A heated floor is a sandwich of several materials. Heat flow through such an assembly depends on all the thermal properties of all these materials. Using a high conductivity tube alone does not make a tremendous difference in thermal performance because other materials can "bottleneck" the process. Differences in floor-covering resistance, for example, could easily have more of an effect on performance than does the conductivity of the tube wall.The lower the thermal conductivity of the tubing the higher the required operating water temperatures for a given rate of heat output. Higher water temperatures are possible from many of the hydronic heat sources currently used, boilers in particular.
Keep in mind, however, that the efficiency of condensing boilers and geothermal heat pumps decrease significantly at higher operating temperatures. Any installation detail that allows an incremental drop in the required supply water temperature will enhance the performance of these heat sources. Such detailing may include the type of tubing used as well as tube spacing, underside insulation and floor covering.

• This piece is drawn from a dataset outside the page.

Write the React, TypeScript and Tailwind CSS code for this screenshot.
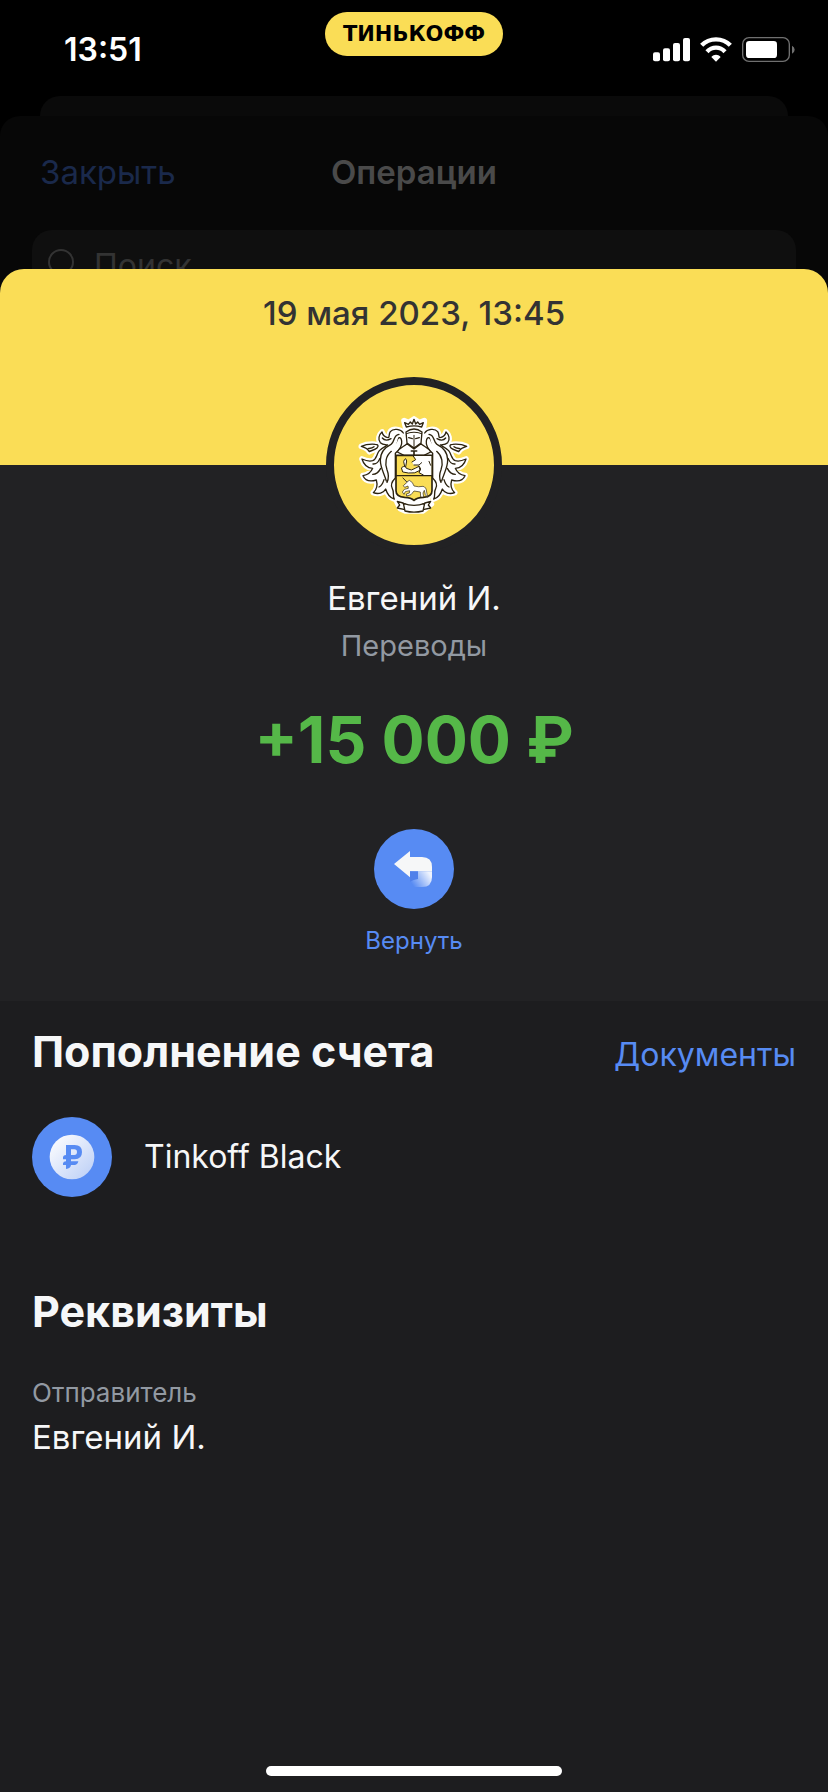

The usual caveat about the limitations of computer simulation is in order. First, this simulation is for a tubing of given sizes, installed at 12-inch centers in a 4-inch thick concrete slab, with specific finish floor and underside insulation. Changing any of these parameters will have some effect on the relative performance. Still, all other parameters being equal, tubing with higher thermal conductivity will always yield incrementally better performance.
This comparison was not put together to favor any one material vs. another. All the tubing options modeled have demonstrated their ability to perform in radiant floor heating applications. Instead, the comparison shows that citing large differences in a specific physical property does not necessarily translate into huge differences in performance. As with so many other things hydronic -- it's the system, and not just a single component that counts.